**Record extracts:**
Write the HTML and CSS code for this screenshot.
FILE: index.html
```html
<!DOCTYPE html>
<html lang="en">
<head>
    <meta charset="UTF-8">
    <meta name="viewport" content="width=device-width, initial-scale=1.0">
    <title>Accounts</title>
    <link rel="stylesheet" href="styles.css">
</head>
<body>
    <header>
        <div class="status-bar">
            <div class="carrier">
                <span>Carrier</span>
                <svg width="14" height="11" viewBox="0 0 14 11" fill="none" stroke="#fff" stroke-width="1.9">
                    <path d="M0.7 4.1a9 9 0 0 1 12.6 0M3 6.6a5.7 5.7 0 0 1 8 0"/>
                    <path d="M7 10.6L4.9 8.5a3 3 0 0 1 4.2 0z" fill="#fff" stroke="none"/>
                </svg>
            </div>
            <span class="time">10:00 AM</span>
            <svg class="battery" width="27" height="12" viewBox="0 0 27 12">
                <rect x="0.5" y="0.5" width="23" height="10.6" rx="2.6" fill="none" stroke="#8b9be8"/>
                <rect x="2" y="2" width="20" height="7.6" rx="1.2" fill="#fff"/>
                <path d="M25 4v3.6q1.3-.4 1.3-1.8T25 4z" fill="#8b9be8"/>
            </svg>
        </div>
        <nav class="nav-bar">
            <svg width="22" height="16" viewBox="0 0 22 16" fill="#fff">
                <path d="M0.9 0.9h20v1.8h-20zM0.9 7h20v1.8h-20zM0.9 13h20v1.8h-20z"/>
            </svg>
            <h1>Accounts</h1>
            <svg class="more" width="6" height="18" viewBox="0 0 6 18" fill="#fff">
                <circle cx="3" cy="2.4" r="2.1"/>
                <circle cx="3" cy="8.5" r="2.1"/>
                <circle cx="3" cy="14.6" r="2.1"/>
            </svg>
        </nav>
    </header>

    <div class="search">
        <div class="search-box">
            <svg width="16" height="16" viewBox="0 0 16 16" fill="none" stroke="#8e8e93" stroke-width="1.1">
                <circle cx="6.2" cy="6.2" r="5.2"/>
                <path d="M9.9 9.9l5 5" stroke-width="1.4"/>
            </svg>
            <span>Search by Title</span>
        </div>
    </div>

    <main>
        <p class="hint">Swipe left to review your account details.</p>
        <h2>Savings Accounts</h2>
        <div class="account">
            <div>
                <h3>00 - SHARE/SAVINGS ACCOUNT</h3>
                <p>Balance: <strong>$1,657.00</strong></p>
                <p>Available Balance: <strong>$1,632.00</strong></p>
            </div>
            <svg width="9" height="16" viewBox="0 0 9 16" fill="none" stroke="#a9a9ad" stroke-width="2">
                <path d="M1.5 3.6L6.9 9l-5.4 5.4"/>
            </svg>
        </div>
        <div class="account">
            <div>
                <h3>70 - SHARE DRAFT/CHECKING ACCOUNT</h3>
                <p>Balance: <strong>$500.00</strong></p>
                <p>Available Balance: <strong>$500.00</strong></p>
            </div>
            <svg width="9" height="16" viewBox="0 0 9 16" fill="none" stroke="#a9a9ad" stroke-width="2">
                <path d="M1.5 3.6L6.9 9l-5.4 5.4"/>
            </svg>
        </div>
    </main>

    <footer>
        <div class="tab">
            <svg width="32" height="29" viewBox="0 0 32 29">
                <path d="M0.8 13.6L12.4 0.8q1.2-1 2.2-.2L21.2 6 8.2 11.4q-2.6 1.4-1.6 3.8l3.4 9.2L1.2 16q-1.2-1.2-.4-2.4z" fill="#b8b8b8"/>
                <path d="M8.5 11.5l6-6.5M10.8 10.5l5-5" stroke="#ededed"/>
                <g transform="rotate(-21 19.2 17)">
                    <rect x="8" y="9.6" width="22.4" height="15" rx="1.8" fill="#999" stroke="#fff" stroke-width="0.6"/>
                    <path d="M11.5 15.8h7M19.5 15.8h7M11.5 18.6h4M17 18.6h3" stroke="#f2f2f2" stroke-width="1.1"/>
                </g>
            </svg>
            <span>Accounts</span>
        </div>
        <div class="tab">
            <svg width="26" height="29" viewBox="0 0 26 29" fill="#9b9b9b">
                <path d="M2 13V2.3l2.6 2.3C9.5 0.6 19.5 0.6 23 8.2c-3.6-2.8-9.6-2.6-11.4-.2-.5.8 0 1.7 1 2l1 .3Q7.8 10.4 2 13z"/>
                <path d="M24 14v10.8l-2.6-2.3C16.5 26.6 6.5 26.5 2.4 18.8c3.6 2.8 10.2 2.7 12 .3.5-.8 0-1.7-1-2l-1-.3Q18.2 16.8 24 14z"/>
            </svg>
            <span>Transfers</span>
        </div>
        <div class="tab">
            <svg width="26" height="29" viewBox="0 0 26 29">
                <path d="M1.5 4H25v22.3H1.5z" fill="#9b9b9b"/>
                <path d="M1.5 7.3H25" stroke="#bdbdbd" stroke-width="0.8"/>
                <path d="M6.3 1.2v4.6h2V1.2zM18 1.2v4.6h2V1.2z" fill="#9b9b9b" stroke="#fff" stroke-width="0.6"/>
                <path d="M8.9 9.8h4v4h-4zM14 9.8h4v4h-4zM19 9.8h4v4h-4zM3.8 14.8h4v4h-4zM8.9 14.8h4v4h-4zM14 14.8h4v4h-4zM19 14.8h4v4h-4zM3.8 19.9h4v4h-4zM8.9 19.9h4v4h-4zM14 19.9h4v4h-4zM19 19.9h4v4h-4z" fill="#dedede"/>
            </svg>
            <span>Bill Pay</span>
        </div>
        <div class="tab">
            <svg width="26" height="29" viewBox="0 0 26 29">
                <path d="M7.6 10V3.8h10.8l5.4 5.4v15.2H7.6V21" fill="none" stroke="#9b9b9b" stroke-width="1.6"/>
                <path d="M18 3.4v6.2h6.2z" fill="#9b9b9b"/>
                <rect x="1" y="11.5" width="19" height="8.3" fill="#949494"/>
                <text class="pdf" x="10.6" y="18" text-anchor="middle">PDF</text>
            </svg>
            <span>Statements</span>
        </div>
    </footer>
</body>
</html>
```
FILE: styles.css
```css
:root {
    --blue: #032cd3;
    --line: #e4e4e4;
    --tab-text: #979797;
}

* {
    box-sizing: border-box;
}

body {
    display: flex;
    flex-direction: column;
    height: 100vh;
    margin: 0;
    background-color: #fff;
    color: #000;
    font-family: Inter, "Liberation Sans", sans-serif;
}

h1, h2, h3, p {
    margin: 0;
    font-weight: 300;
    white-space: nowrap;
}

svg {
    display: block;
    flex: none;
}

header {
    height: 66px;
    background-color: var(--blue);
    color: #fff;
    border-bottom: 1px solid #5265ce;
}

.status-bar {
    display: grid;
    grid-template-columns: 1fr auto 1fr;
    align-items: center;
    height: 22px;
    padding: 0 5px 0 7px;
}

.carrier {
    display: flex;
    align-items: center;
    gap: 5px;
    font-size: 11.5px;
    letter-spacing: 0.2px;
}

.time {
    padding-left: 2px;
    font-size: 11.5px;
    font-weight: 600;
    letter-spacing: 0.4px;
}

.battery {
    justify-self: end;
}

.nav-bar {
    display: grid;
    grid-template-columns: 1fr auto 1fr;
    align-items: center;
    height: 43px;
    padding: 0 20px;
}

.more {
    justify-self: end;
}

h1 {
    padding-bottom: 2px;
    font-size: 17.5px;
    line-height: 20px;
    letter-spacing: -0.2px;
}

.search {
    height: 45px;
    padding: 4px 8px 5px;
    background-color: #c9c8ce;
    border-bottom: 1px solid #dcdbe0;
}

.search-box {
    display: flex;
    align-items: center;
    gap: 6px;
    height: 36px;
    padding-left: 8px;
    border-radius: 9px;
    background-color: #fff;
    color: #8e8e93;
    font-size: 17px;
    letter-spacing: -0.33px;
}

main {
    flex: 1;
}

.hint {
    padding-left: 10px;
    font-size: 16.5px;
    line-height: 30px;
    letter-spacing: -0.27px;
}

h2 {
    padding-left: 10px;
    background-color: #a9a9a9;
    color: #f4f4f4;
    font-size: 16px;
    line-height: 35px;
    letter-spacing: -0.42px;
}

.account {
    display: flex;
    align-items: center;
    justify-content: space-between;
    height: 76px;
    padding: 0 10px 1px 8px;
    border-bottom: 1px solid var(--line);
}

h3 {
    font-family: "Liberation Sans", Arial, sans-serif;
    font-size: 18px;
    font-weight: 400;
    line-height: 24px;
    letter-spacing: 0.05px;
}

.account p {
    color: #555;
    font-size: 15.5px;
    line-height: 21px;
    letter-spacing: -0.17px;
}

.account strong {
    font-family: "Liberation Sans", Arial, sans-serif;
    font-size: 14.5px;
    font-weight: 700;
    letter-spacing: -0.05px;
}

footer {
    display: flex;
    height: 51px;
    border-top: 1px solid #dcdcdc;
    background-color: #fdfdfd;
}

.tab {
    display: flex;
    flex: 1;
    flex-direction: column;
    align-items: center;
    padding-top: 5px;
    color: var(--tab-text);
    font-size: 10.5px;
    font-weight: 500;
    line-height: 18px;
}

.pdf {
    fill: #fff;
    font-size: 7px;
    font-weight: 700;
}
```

==

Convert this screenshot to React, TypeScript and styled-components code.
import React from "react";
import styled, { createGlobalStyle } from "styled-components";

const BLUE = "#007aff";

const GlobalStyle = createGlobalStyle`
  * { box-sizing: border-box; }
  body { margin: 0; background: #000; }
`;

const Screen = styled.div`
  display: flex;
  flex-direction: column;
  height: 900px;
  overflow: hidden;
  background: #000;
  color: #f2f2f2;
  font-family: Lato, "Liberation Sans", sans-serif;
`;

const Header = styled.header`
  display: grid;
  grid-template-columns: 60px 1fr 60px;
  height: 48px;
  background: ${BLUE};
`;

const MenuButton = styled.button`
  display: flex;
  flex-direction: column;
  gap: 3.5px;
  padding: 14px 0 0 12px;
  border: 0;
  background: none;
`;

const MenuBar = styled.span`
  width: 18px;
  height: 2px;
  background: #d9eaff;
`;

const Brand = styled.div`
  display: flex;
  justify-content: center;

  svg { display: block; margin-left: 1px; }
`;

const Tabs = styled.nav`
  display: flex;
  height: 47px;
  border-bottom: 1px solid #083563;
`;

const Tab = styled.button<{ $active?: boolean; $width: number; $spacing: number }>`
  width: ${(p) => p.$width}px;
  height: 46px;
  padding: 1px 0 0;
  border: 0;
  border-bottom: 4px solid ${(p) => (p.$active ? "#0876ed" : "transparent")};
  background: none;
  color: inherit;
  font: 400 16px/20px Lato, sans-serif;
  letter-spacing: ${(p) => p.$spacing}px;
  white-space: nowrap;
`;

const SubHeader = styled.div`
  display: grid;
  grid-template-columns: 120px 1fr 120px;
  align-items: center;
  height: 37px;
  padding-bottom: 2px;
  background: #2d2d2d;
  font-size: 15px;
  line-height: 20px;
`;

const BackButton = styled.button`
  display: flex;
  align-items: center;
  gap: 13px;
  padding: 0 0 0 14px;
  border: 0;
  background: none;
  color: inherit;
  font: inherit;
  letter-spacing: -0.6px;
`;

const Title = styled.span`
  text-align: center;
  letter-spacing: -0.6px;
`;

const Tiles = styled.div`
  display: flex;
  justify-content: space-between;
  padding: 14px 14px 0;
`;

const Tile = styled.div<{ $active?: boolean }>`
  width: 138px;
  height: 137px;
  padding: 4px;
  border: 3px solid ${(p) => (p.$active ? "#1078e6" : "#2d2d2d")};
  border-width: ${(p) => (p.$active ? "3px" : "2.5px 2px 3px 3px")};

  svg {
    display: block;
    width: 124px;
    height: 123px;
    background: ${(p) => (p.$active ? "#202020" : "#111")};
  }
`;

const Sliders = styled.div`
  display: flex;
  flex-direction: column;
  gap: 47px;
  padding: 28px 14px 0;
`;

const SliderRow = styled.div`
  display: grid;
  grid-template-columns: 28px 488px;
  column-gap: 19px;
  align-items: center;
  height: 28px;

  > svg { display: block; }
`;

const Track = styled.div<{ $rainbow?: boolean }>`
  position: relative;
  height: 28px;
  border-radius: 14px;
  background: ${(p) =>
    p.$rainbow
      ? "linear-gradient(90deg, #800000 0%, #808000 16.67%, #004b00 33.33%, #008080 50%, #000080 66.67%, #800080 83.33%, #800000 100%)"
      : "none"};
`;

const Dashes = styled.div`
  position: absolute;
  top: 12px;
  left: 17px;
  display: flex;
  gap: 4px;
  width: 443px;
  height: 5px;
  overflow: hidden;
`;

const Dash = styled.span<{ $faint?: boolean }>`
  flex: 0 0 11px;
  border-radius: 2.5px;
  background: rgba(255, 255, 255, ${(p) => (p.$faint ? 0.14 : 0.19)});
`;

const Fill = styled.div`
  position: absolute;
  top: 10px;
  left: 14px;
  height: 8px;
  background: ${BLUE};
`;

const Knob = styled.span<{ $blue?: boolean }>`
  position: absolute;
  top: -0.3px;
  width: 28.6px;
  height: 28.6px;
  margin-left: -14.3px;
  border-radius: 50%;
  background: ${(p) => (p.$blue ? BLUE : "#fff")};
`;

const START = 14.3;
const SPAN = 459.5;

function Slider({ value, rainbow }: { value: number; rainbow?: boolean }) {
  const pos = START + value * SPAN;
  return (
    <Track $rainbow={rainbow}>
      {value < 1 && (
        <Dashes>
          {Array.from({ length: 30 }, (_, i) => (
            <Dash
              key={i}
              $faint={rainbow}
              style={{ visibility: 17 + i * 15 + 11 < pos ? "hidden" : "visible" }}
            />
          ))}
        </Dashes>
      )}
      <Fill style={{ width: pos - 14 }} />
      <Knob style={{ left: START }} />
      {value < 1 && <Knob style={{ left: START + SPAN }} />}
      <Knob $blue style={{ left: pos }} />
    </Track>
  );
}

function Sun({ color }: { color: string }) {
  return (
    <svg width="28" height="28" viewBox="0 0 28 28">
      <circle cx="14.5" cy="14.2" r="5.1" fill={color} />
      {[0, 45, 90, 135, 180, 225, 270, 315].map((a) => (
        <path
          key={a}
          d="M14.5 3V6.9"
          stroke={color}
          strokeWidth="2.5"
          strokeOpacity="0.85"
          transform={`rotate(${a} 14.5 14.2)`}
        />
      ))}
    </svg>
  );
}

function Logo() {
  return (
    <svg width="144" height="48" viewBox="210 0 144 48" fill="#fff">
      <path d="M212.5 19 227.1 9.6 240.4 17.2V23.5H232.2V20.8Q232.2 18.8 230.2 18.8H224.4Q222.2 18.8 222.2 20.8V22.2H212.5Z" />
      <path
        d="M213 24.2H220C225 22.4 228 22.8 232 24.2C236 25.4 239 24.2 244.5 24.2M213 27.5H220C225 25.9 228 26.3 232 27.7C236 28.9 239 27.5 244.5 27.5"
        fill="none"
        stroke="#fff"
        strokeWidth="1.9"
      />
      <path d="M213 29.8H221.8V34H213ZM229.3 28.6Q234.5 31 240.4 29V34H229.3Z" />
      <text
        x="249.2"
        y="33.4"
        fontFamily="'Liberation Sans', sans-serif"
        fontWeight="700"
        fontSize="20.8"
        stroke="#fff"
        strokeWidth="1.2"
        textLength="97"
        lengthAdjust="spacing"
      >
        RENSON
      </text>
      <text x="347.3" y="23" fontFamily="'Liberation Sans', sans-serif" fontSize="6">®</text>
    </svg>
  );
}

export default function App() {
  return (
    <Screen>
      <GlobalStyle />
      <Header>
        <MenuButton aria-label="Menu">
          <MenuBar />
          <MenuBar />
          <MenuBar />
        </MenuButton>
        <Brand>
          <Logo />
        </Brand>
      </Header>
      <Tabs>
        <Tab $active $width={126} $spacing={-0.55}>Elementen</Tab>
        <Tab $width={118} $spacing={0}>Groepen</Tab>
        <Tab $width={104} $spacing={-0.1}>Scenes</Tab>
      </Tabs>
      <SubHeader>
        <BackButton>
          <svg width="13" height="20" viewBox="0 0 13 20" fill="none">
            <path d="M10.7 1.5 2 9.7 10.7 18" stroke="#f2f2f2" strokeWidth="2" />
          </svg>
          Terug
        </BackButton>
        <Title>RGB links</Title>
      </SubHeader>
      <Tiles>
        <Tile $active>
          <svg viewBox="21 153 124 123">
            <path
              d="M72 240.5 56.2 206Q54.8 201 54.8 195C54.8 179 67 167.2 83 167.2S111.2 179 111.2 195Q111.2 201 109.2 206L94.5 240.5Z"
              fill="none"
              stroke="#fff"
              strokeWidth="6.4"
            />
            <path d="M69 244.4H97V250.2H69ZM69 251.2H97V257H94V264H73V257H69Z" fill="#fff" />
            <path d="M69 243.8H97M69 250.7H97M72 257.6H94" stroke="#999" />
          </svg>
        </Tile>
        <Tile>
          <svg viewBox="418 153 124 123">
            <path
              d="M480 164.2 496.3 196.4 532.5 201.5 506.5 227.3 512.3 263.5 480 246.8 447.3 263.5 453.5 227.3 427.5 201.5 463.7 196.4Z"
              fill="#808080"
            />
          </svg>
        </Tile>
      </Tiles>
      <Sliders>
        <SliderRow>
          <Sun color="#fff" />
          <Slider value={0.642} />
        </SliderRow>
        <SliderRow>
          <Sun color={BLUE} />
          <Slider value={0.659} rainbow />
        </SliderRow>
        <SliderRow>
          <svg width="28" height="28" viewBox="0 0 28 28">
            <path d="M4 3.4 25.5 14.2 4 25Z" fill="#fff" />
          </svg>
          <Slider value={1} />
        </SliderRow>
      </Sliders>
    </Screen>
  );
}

**Task description:**
Where a line of the entries contains the word "components", copy that line.

**Exercise output:**
Convert this screenshot to React, TypeScript and styled-components code.
import styled, { createGlobalStyle } from "styled-components";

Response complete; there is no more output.